Den politischen Entscheidungsträgern warf der DGB-Vorsitzende vor, dass sie die „schützenden Deiche eingerissen und den Arbeitsmarkt mit Befristungen, Minijobbern, Solo-Selbstständigen und Hartz-IV-Aufstockern geflutet haben“. Politische Entscheidungen seien maßgeblich verantwortlich „für den verwahrlosten Zustand auf dem Arbeitsmarkt“.
So brauche es neue Regeln zur Stärkung der Arbeitnehmerrechte. Niedriglohnsektor und prekäre Beschäftigung müssten bekämpft werden, existenzsichernde Arbeitsverhältnisse geschaffen und geschützt sowie Arbeitslosigkeit bekämpft werden, auch bräuchten Arbeitslose endlich wirksamere Unterstützung. „Nachdem man sich jahrzehntelang an den Bedürfnissen des Marktes orientiert hat, ist es dringend an der Zeit, sich endlich den Bedürfnissen der Arbeitnehmer zuzuwenden“, so die Forderung des DGB.

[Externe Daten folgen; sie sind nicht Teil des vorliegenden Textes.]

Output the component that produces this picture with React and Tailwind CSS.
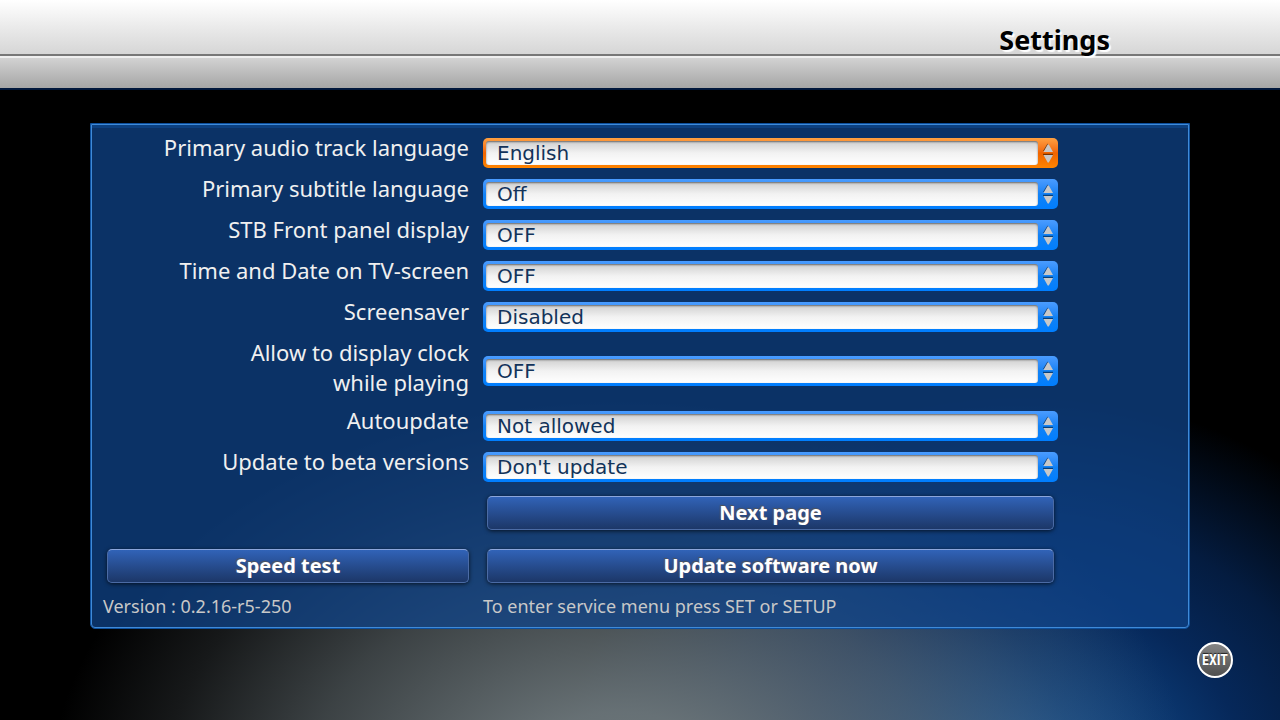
import React, { useState } from 'react';

const ROWS = [
  { id: 'audio', label: 'Primary audio track language', options: ['English', 'Russian', 'German'] },
  { id: 'subtitle', label: 'Primary subtitle language', options: ['Off', 'English', 'Russian'] },
  { id: 'panel', label: 'STB Front panel display', options: ['OFF', 'ON'] },
  { id: 'time', label: 'Time and Date on TV-screen', options: ['OFF', 'ON'] },
  { id: 'saver', label: 'Screensaver', options: ['Disabled', 'Enabled'] },
  { id: 'clock', label: 'Allow to display clock\nwhile playing', options: ['OFF', 'ON'] },
  { id: 'auto', label: 'Autoupdate', options: ['Not allowed', 'Allowed'] },
  { id: 'beta', label: 'Update to beta versions', options: ["Don't update", 'Update'] },
];

function Arrows() {
  return (
    <svg width="20" height="30" viewBox="0 0 20 30" aria-hidden="true" className="shrink-0">
      <path d="M9.500 5.500 5 13h1l4.500-6zM5 15.800h10v1.400H5z" fill="#000" opacity="0.5" />
      <path d="M9.700 6.500h1.100L15 14H5.500zM5.500 17H15l-4.200 7.500H9.700z" fill="#c8c8c8" />
    </svg>
  );
}

function SettingRow({ row, active, onFocus }) {
  return (
    <div className="grid min-h-[41px] grid-cols-[366px_1fr] items-center gap-[14px]">
      <label
        htmlFor={row.id}
        className="self-start pb-2 text-right text-[22px] leading-[30px] whitespace-pre-line text-[#f0f0f0]"
      >
        {row.label}
      </label>
      <div
        className={`flex h-[30px] items-center rounded-[5px] pl-[3px] ${
          active
            ? 'bg-linear-to-b from-[#ffa040] via-[#f06400] to-[#ff8400]'
            : 'bg-linear-to-b from-[#4a9cff] via-[#1182f5] to-[#007eff]'
        }`}
      >
        <select
          id={row.id}
          onFocus={() => onFocus(row.id)}
          className="h-6 min-w-0 flex-1 appearance-none rounded-[3px] bg-linear-to-b from-[#cfcfcf] via-[#f2f2f2] to-white pl-[11px] font-['DejaVu_Sans',sans-serif] text-[20px] leading-6 text-[#12335a] shadow-[inset_0_1px_2px_rgba(0,0,0,0.5)] outline-none"
        >
          {row.options.map(option => (
            <option key={option}>{option}</option>
          ))}
        </select>
        <Arrows />
      </div>
    </div>
  );
}

function PanelButton({ children, className = 'mx-1' }) {
  return (
    <button
      className={`h-[34px] rounded-[5px] border border-[#4b6ba5] border-t-[#8ba6dc] bg-linear-to-b from-[#3163b8] to-[#1c3768] text-[20px] leading-[30px] font-bold text-white shadow-[0_1px_4px_rgba(0,0,0,0.7)] [text-shadow:-1px_-1px_1px_#555] ${className}`}
    >
      {children}
    </button>
  );
}

export default function App() {
  const [active, setActive] = useState('audio');

  return (
    <div className="flex min-h-screen flex-col bg-black bg-[radial-gradient(ellipse_570px_400px_at_620px_110%,rgba(112,122,124,1)_0%,rgba(108,118,122,0.95)_20%,rgba(100,110,114,0.6)_55%,rgba(90,98,102,0.25)_80%,transparent_100%),radial-gradient(ellipse_460px_400px_at_1020px_110%,#1a60a8_0%,#0f4482_25%,#06285a_50%,#041c40_70%,transparent_100%)] font-['Noto_Sans',sans-serif]">
      <header className="border-b-2 border-[#02183c]">
        <div className="flex h-[56px] items-end justify-end border-b-2 border-[#777] bg-linear-to-b from-white to-[#d6d6d6] pr-[170px]">
          <h1 className="text-[27px] leading-7 font-bold text-black [text-shadow:2px_2px_1px_#fff]">Settings</h1>
        </div>
        <div className="h-8 border-t-2 border-[#efefef] bg-linear-to-b from-[#d2d2d2] to-[#a6a6a6]" />
      </header>

      <main className="mx-[90px] mt-[33px] rounded-b-[5px] border border-[#0d4f9c] bg-[rgba(15,67,136,0.75)]">
        <div className="rounded-b-[4px] border border-[#3f8ad8] pt-[7px] pr-[130px] pb-[7px] pl-[11px] shadow-[inset_0_3px_0_#0c4080]">
          {ROWS.map(row => (
            <SettingRow key={row.id} row={row} active={active === row.id} onFocus={setActive} />
          ))}
          <div className="mt-[9px] grid grid-cols-[366px_1fr] gap-x-[14px] gap-y-[19px]">
            <div />
            <PanelButton>Next page</PanelButton>
            <PanelButton className="ml-1">Speed test</PanelButton>
            <PanelButton>Update software now</PanelButton>
          </div>
          <div className="mt-[9px] grid grid-cols-[366px_1fr] gap-x-[14px] text-[18px] leading-7 text-[#c8c8c8]">
            <p>Version : 0.2.16-r5-250</p>
            <p>To enter service menu press SET or SETUP</p>
          </div>
        </div>
      </main>

      <button className="mt-[13px] mr-[47px] flex size-9 items-center justify-center self-end rounded-full border-2 border-white bg-linear-to-b from-[#858585] to-[#505050] font-['Liberation_Sans_Narrow','Roboto_Condensed','Open_Sans_Condensed',sans-serif] text-[14px] font-bold text-white [text-shadow:0_-1px_1px_#222]">
        EXIT
      </button>
    </div>
  );
}
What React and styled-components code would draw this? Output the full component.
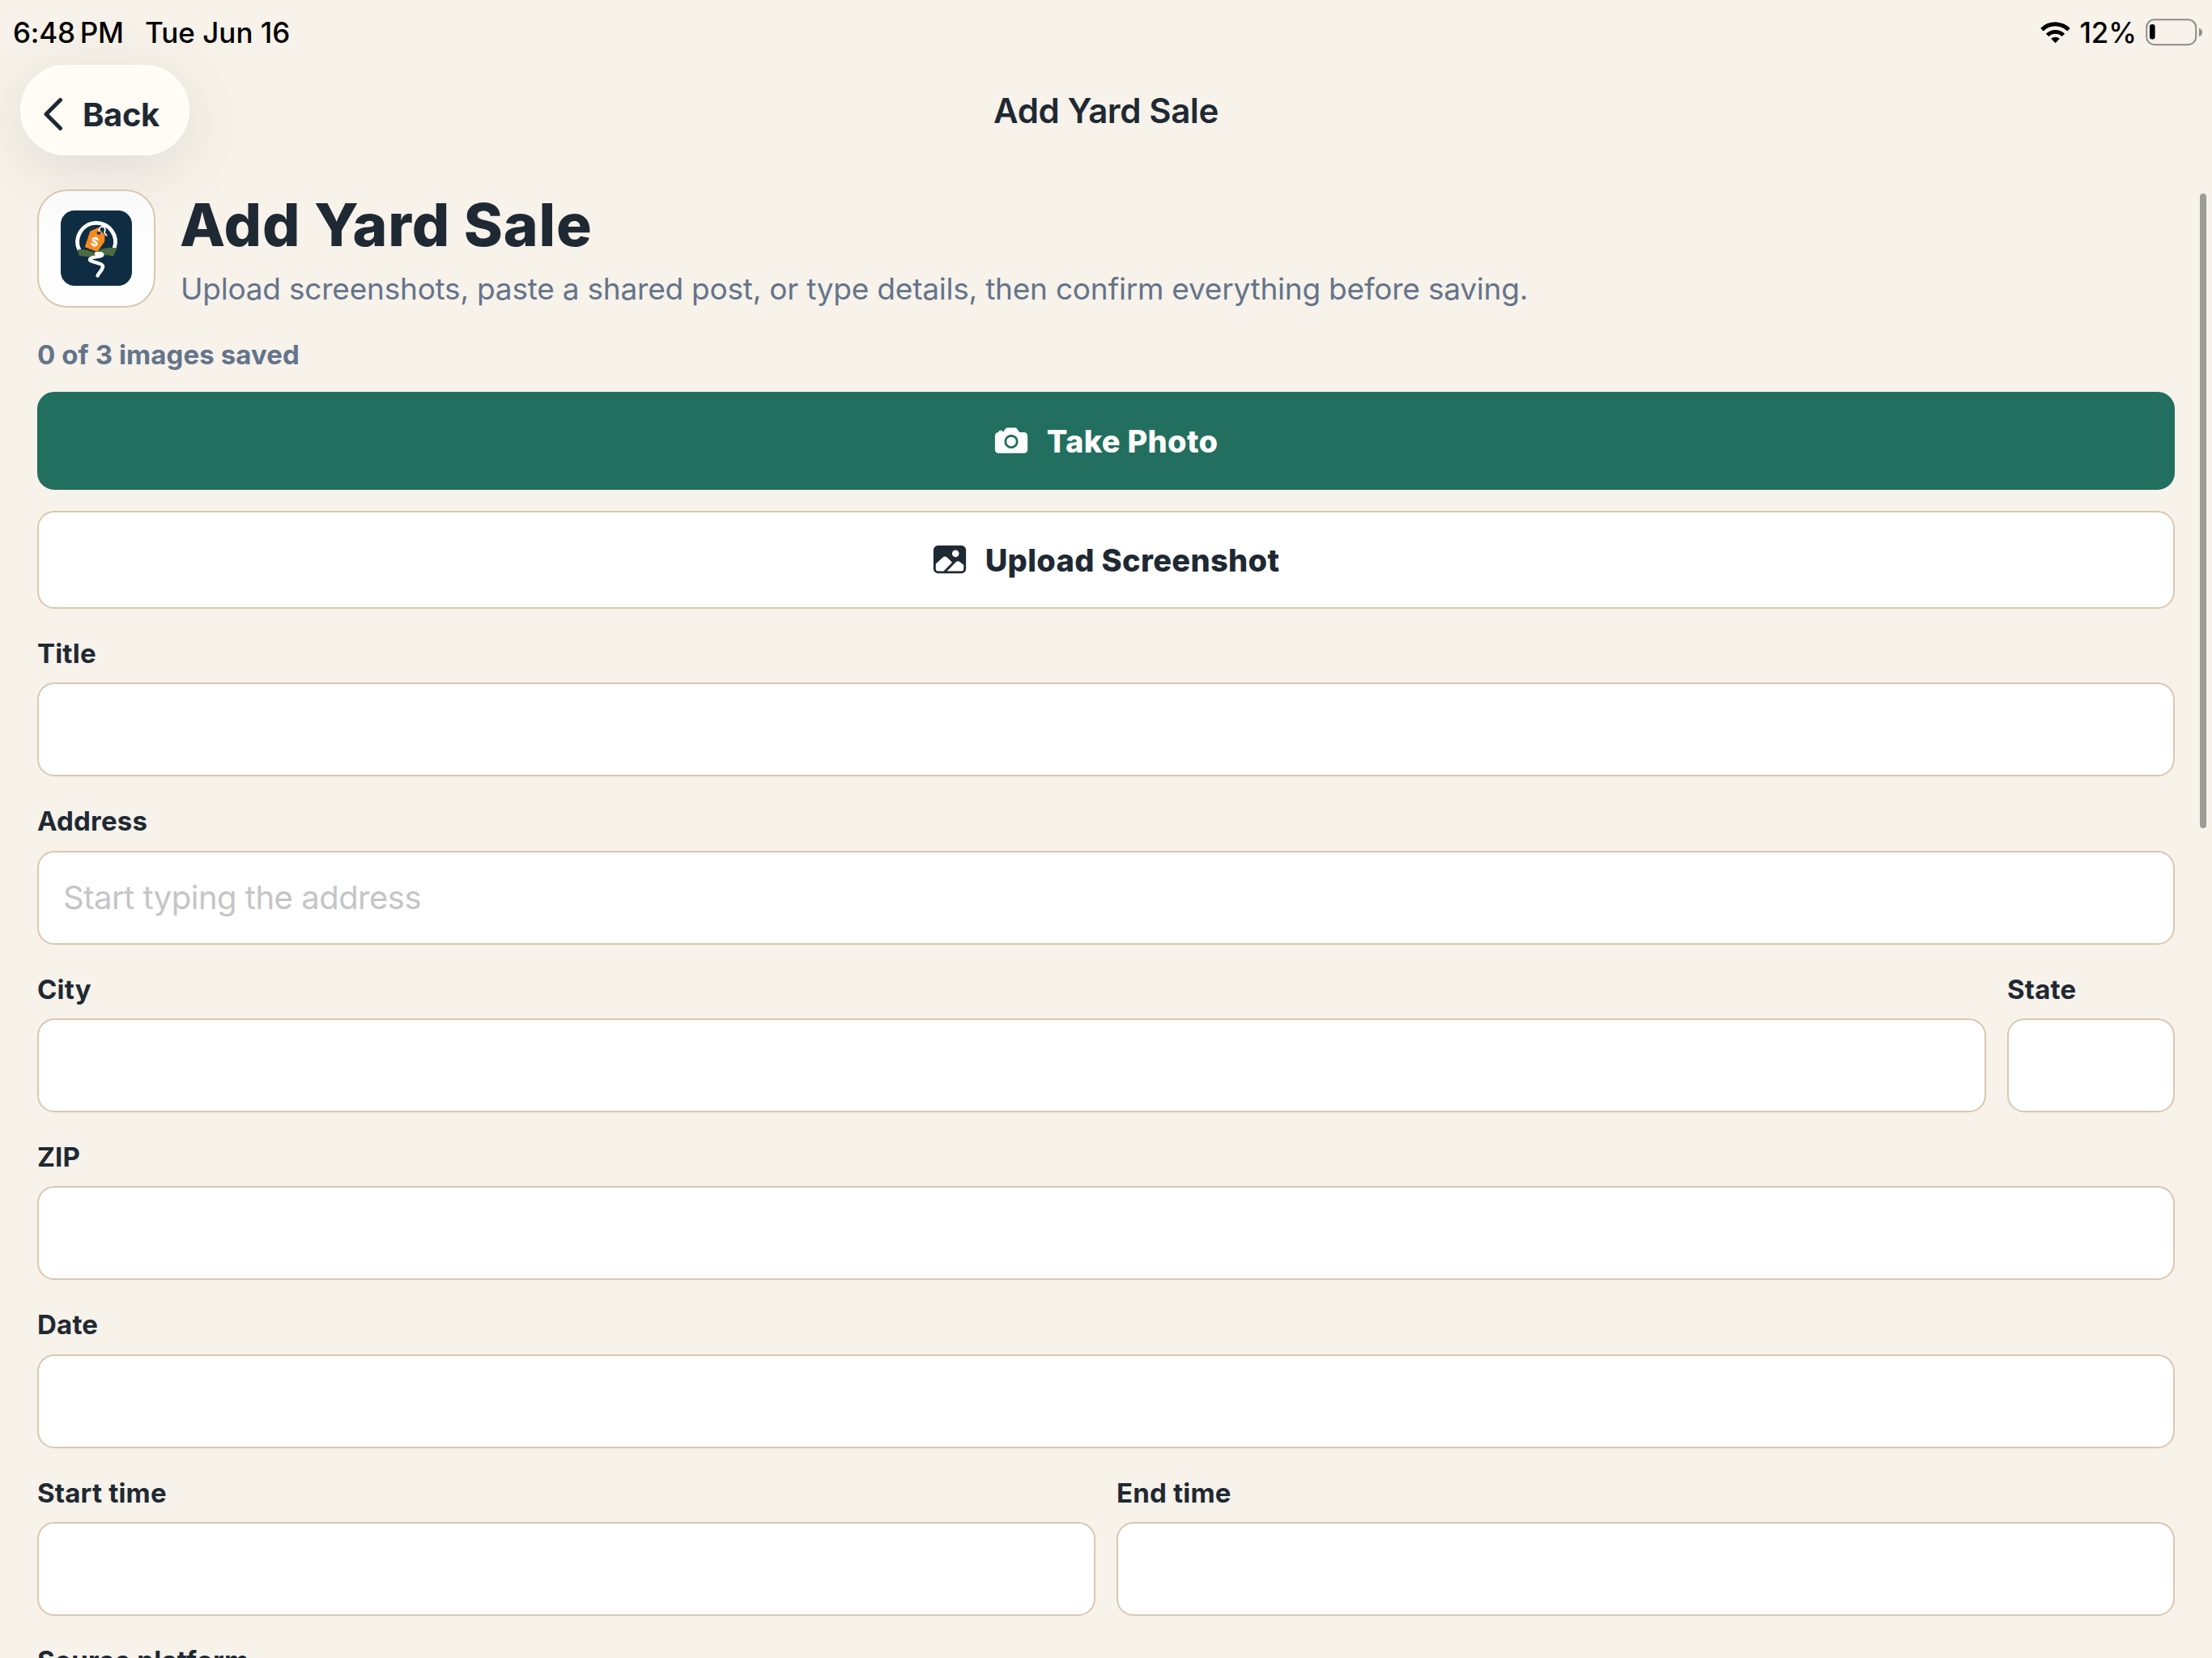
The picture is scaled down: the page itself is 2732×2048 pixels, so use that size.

Die Gewerkschaften erwarten nachdrücklich von den Parteien im bevorstehenden Bundestagswahlkampf, dass sie das Thema „Ordnung der Arbeit“ im Interesse der vielen Arbeitnehmer und ihrer Familien in den Mittelpunkt stellen: „Wir wollen einen Politikwechsel hin zu guter Arbeit“, machte Raschert in engagierter Rede deutlich.
Ein weiteres großes Thema im Landkreis Rhön-Grabfeld sei die Sonntagsarbeit, die der DGB-Kreisverband in der „Allianz für den freien Sonntag Main/Rhön“ unterstützt. Sie erzielte bereits in Schweinfurt und Würzburg große Erfolge, berichtete Raschert. Schon am kommenden Samstag, 15. Juni, soll es dazu ab 13 Uhr im evangelischen Gemeindehaus Bad Neustadt eine Veranstaltung geben.